[llvm-dev] [RFC][SVE] Supporting SIMD instruction sets with variable vector lengths

Robin Kruppe via llvm-dev llvm-dev at lists.llvm.org
Wed Aug 1 12:59:51 PDT 2018


On 1 August 2018 at 18:26, Hal Finkel <hfinkel at anl.gov> wrote:
>
> On 08/01/2018 06:15 AM, Renato Golin wrote:
>> On Tue, 31 Jul 2018 at 23:46, Hal Finkel via llvm-dev
>> <llvm-dev at lists.llvm.org> wrote:
>>> In some sense, if you make vscale dynamic,
>>> you've introduced dependent types into LLVM's type system, but you've
>>> done it in an implicit manner. It's not clear to me that works. If we
>>> need dependent types, then an explicit dependence seems better. (e.g.,
>>> <scalable <n> x %vscale_var x <type>>)
>> That's a shift from the current proposal and I think we can think
>> about it after the current changes. For now, both SVE and RISC-V are
>> proposing function boundaries for changes in vscale.
>
> I understand. I'm afraid that the function-boundary idea doesn't work
> reasonably.

FWIW, I don't think dependent types really help with the code motion
problems. While using an SSA value in a type would presumably enforce
that instructions mentioning that type have to be dominated by the
definition of said value, the real problem is when you _stop_ using
one vscale (and presumably start using another). For example, we want
to rule out the following:

  %vscale.1 = call i32 @change_vscale(...)
  %v.1 = load <scalable 4 x %vscale.1 x i32> ...
  %vscale.2 = call i32 @change_vscale(...)
  %v.2 = load <scalable 4 x %vscale.1 x i32> ... ; vscale changed but
we're still doing things with the old one

And of course, actually introducing this notion of types mentioning
SSA values into LLVM would be an extraordinarily huge and difficult
step. I did actually consider something along these lines (and even
had a digression about it in drafts of my RFC, but I cut it in the
final version) but I don't think it's viable.

Tying some values to the function they're in, on the other hand, even
has precedent in current LLVM: tokens values must be confined to one
function (intrinsics are special, of course), so most of the
interprocedural passes already must be careful with moving certain
kinds of values between functions.
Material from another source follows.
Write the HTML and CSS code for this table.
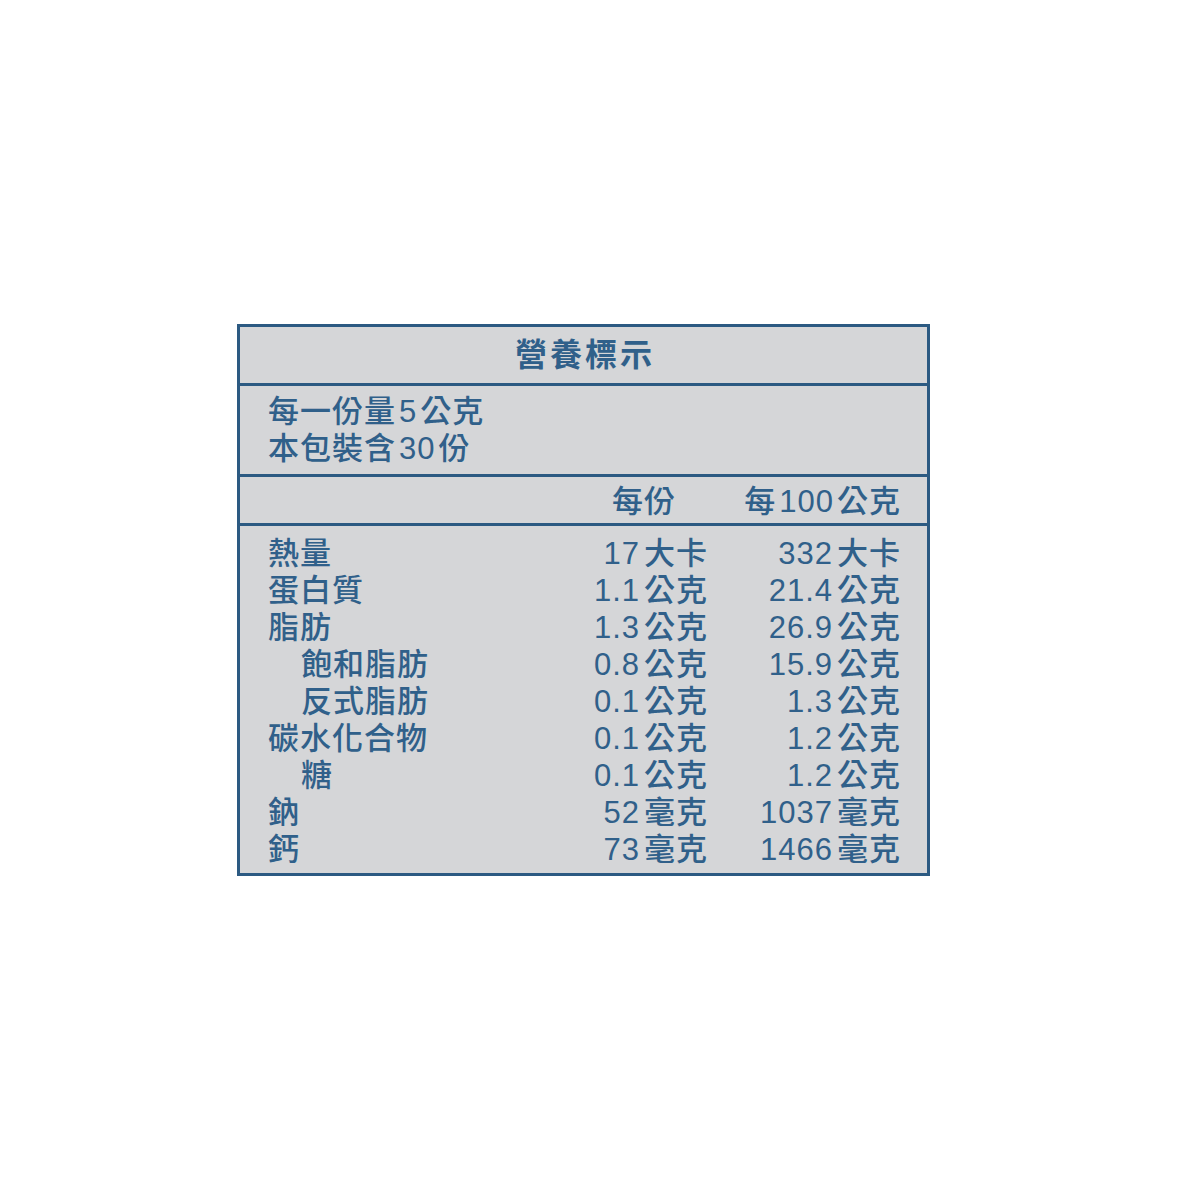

It's ad-hoc and requires auditing
passes, yes, but it's something we know and have some experience with.

(The similarity to tokens is strong enough that my original proposal
heavily leaned on tokens to encode the restrictions on the optimizer
that are needed for different-vscale-per-function, but I've been
persuaded that it's more trouble than it's worth, hence the "implicit"
approach of this RFC.)

>>
>>
>>> 2. How would the function-call boundary work? Does the function itself
>>> have intrinsics that change the vscale?
>> Functions may not know what their vscale is until they're actually
>> executed. They could even have different vscales for different call
>> sites.
>>
>> AFAIK, it's not up to the compiled program (ie via a function
>> attribute or an inline asm call) to change the vscale, but the
>> kernel/hardware can impose dynamic restrictions on the process. But,
>> for now, only at (binary object) function boundaries.
>
> I'm not sure if that's better or worse than the compiler putting in code
> to indicate that the vscale might change. How do vector function
> arguments work if vscale gets larger? or smaller?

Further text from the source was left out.